GOAL OF THE EXERCISE: Reproduce each line bearing the word "image".

RECORDS PROVIDED:
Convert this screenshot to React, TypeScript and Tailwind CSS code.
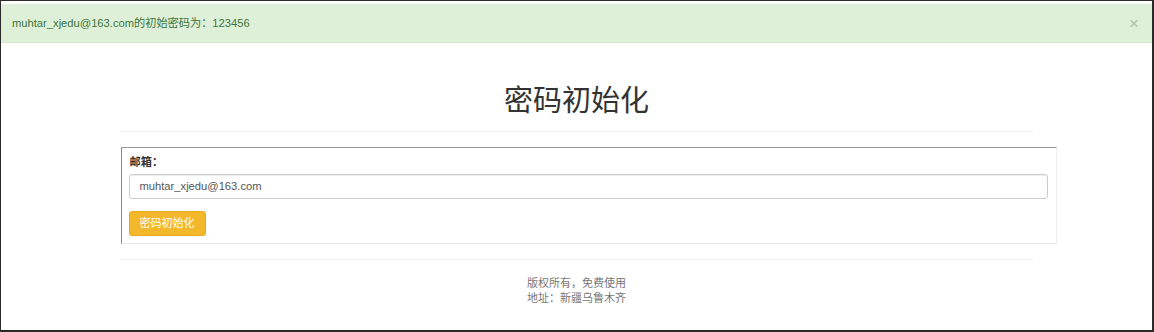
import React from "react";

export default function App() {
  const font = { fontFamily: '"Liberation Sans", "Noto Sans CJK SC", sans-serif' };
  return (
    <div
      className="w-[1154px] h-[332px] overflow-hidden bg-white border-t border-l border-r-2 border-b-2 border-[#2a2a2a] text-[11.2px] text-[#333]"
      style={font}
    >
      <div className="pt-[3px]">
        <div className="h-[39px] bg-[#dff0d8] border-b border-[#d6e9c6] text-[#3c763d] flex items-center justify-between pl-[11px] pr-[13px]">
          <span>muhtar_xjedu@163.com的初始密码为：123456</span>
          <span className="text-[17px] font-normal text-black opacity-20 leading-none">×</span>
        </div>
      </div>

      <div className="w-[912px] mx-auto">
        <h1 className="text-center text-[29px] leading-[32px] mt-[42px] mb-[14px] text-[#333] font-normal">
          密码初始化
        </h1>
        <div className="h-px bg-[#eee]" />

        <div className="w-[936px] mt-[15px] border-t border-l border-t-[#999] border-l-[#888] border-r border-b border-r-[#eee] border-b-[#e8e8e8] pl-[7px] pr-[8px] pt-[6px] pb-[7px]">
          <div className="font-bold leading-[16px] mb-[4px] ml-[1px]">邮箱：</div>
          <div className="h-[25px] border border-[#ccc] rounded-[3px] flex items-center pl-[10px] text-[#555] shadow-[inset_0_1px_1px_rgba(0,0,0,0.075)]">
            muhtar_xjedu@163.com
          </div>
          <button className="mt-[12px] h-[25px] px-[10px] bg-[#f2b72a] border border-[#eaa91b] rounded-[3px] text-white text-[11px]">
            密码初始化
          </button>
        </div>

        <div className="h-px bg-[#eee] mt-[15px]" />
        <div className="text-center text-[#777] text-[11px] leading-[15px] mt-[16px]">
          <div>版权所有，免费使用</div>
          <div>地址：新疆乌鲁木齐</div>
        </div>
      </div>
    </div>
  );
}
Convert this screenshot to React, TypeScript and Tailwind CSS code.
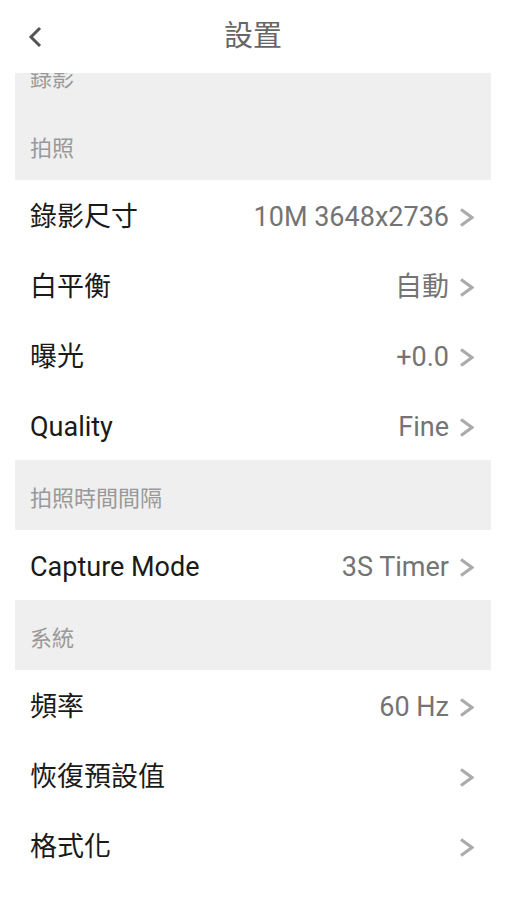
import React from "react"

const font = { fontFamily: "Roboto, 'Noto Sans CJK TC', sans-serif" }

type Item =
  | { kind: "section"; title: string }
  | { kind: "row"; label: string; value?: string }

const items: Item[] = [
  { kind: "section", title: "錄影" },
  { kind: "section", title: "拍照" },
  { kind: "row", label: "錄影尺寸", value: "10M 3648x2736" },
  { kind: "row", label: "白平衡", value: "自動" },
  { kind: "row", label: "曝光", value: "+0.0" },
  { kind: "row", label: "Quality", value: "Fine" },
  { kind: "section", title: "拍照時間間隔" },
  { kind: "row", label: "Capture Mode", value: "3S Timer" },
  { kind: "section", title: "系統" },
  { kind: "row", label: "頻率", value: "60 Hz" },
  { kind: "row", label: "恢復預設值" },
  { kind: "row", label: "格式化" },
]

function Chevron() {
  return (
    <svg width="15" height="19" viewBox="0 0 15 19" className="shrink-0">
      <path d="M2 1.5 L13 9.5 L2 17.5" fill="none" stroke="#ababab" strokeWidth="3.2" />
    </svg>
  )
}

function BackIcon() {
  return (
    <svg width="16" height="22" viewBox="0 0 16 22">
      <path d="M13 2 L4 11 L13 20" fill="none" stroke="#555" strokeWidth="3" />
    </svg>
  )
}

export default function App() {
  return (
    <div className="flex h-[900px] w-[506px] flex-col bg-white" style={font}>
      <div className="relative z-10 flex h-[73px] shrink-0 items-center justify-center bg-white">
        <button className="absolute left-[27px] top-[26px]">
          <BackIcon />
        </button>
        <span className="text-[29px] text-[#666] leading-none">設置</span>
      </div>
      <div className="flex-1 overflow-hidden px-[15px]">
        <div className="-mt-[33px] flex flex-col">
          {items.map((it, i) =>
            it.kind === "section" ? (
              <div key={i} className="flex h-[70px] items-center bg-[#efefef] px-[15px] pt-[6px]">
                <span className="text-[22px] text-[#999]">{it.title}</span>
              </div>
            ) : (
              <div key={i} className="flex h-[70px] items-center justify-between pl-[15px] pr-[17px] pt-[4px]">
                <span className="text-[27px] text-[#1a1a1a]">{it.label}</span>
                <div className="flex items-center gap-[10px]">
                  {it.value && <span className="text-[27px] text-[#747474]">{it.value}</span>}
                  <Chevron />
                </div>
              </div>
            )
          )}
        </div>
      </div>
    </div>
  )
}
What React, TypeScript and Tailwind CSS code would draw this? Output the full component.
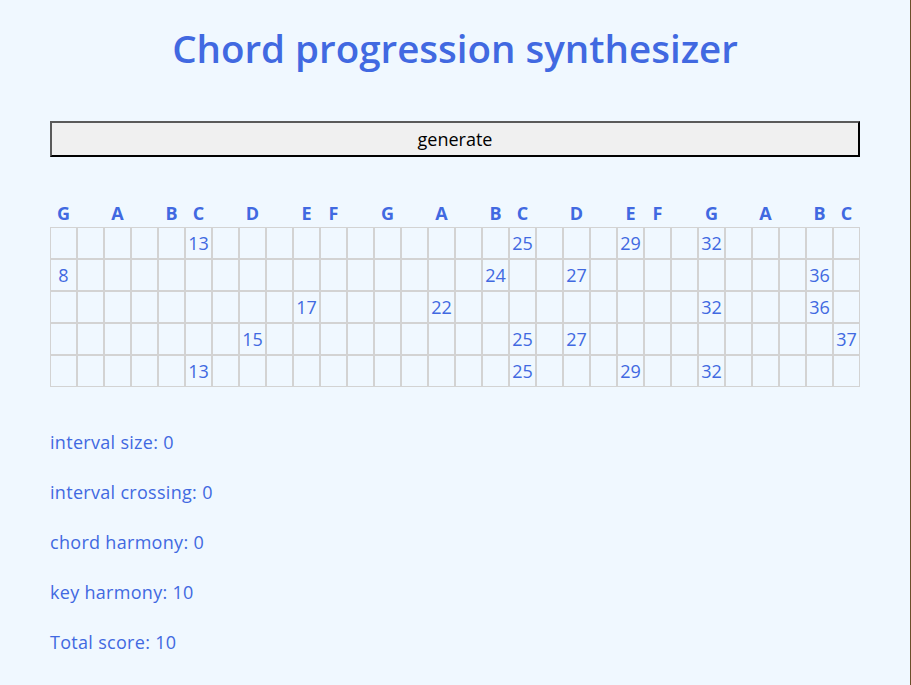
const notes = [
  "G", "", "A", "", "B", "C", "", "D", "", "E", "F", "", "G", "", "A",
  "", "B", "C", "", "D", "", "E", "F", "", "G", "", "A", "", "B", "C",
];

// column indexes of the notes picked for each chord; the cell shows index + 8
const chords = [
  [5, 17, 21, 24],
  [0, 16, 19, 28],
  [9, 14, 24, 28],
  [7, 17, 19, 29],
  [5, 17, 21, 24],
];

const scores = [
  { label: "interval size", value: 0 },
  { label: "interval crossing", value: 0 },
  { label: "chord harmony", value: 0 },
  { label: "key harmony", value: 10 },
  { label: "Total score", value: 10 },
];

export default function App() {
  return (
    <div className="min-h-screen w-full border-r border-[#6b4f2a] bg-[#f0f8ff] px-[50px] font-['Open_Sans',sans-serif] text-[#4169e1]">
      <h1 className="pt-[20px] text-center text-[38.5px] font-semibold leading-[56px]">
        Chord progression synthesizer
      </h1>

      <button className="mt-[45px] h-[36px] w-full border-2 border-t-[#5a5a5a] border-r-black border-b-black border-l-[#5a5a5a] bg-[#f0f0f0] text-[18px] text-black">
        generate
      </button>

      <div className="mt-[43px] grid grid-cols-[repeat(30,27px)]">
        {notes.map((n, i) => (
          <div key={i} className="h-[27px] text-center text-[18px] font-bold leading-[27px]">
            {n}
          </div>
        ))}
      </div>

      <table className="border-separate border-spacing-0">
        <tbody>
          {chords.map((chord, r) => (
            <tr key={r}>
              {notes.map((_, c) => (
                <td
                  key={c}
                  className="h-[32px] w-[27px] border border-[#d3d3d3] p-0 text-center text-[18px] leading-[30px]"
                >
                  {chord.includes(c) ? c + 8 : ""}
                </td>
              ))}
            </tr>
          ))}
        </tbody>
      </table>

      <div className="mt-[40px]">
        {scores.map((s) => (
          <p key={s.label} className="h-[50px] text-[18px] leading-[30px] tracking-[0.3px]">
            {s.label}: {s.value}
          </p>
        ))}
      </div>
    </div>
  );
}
==
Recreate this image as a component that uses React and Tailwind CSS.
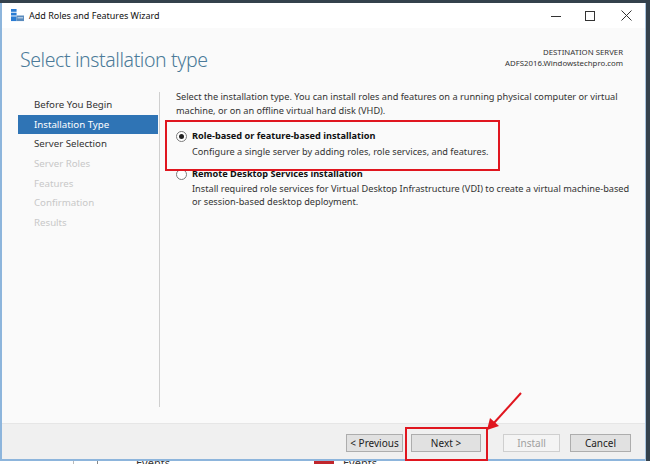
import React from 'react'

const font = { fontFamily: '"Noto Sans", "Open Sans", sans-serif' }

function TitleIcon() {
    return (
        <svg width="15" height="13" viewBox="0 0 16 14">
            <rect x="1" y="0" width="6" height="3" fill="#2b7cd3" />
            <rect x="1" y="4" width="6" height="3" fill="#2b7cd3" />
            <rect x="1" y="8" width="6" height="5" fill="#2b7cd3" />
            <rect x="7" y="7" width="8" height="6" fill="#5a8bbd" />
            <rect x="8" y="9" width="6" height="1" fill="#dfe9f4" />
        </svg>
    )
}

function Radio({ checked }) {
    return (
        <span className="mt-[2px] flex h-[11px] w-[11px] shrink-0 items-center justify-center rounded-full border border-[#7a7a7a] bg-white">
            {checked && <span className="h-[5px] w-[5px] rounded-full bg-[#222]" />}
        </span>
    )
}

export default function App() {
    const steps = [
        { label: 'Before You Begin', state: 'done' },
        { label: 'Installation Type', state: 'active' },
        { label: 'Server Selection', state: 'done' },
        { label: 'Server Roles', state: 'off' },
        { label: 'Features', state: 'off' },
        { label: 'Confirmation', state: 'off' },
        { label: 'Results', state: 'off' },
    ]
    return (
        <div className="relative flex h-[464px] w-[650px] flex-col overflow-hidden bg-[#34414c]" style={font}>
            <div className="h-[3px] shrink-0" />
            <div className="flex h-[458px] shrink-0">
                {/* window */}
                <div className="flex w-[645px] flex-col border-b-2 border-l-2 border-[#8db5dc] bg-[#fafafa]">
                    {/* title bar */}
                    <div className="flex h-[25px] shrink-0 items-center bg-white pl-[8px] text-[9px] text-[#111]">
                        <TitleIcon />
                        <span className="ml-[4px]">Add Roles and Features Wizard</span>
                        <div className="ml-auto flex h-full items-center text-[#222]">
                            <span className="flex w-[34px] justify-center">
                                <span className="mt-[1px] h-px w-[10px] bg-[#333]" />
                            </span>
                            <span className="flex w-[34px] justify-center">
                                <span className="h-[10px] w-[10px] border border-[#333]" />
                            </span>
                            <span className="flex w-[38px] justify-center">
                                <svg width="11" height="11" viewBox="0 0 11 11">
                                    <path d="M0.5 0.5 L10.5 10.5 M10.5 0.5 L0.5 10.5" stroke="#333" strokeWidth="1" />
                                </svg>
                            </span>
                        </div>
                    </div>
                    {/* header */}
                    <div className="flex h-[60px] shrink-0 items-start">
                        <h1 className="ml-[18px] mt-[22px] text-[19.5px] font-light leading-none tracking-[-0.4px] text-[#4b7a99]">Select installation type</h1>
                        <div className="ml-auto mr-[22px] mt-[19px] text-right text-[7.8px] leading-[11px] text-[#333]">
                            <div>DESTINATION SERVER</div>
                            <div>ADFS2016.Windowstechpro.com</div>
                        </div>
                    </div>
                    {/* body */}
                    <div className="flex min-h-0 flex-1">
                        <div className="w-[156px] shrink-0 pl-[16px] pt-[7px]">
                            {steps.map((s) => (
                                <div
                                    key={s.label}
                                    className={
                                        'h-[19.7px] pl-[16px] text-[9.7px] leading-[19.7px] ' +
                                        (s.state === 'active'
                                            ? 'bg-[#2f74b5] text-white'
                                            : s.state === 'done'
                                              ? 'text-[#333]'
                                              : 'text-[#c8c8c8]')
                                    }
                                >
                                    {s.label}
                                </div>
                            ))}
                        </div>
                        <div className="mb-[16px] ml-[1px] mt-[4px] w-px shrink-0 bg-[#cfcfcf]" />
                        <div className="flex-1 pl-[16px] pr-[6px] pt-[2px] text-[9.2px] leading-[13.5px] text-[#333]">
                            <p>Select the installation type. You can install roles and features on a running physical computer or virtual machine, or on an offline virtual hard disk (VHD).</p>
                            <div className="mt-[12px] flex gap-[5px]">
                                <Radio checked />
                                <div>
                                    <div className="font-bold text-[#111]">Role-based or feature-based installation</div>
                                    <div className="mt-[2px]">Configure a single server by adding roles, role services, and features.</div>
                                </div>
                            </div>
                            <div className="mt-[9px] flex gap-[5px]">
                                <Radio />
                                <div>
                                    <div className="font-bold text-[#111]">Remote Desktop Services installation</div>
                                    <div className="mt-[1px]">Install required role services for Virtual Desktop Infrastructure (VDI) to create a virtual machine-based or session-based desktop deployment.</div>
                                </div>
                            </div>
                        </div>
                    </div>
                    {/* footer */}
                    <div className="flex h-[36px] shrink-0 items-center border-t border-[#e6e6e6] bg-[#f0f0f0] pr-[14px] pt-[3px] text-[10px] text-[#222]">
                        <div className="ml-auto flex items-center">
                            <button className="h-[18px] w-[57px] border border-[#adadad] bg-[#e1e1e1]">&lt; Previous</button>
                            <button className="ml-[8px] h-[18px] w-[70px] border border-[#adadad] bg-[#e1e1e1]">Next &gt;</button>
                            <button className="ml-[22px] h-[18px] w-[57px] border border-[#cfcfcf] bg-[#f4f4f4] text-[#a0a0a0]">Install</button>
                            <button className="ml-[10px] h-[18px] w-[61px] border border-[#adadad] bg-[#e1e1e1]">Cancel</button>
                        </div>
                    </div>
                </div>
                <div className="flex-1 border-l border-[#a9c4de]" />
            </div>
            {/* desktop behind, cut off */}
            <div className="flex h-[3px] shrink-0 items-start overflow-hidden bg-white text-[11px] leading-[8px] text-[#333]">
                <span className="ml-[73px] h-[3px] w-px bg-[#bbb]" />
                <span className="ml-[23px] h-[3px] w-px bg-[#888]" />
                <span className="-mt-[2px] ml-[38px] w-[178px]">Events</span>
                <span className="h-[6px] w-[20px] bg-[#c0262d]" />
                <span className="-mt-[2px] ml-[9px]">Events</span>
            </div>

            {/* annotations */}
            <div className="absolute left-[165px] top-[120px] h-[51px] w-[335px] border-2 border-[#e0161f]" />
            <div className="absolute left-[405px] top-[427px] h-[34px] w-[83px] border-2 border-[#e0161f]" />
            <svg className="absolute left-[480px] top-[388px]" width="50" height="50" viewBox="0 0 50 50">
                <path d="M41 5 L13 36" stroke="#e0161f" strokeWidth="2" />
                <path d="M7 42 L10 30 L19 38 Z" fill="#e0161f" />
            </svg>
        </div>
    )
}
...
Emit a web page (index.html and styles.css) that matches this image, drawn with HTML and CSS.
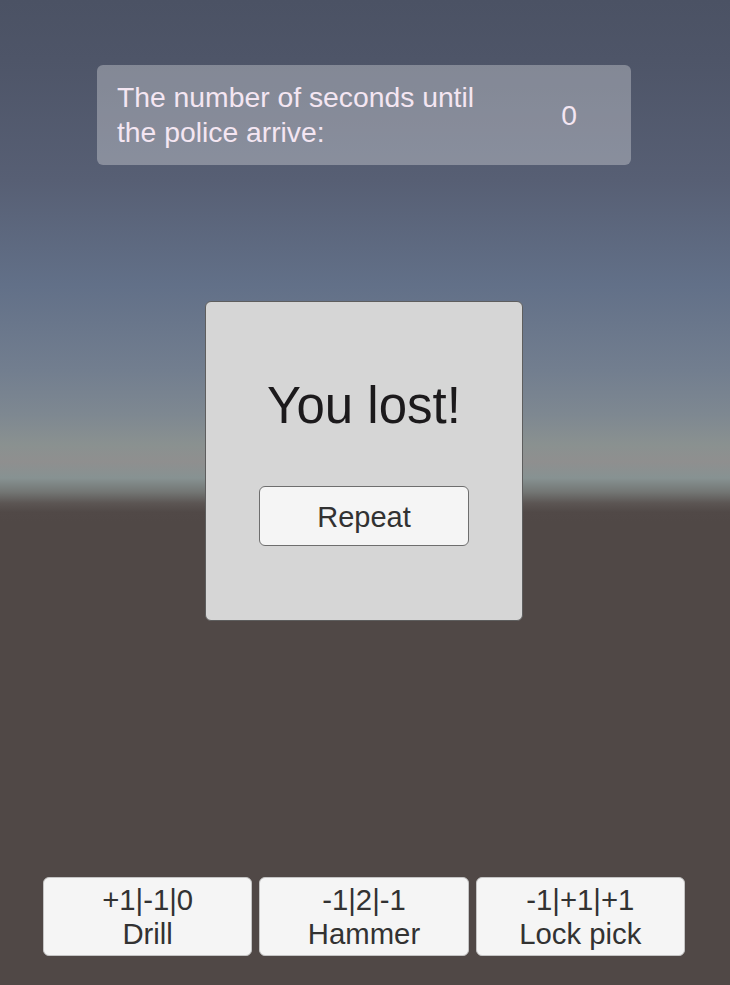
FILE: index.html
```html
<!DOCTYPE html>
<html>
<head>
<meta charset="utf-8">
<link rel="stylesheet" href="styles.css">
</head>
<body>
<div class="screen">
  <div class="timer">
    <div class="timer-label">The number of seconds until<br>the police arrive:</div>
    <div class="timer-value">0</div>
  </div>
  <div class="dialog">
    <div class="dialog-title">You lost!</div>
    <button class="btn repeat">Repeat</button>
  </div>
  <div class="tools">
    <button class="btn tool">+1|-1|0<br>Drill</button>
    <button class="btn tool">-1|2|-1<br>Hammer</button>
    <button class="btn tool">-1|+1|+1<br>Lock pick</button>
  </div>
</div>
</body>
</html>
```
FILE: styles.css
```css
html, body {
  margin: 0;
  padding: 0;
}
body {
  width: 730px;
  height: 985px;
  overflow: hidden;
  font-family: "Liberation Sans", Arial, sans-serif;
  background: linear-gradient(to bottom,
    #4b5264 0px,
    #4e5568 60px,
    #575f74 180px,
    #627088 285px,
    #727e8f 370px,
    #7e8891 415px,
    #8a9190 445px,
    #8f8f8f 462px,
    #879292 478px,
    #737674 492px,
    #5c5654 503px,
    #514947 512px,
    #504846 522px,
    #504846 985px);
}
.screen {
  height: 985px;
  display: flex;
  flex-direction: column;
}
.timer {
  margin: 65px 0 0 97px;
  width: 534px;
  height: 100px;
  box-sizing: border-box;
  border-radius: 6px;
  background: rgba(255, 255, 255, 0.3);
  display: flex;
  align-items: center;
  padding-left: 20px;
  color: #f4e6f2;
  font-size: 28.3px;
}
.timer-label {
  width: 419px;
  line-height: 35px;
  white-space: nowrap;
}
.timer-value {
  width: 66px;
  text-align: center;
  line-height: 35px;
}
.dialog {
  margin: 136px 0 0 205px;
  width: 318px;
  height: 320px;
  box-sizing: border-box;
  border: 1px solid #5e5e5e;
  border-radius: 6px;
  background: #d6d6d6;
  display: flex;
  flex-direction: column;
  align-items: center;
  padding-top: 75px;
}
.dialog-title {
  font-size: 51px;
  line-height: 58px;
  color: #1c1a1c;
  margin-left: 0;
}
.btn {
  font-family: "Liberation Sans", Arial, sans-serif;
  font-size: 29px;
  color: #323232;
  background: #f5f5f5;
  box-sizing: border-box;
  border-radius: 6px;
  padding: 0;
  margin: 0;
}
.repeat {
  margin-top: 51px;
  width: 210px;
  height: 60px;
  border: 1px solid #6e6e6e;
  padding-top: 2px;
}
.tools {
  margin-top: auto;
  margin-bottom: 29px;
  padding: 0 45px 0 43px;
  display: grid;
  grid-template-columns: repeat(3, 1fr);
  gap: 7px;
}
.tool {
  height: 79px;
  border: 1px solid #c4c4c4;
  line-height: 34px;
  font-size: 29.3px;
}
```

COMPLETED EXERCISE:
Recreate this image as a component that uses React and Tailwind CSS.
Emit a web page (index.html and styles.css) that matches this image, drawn with HTML and CSS.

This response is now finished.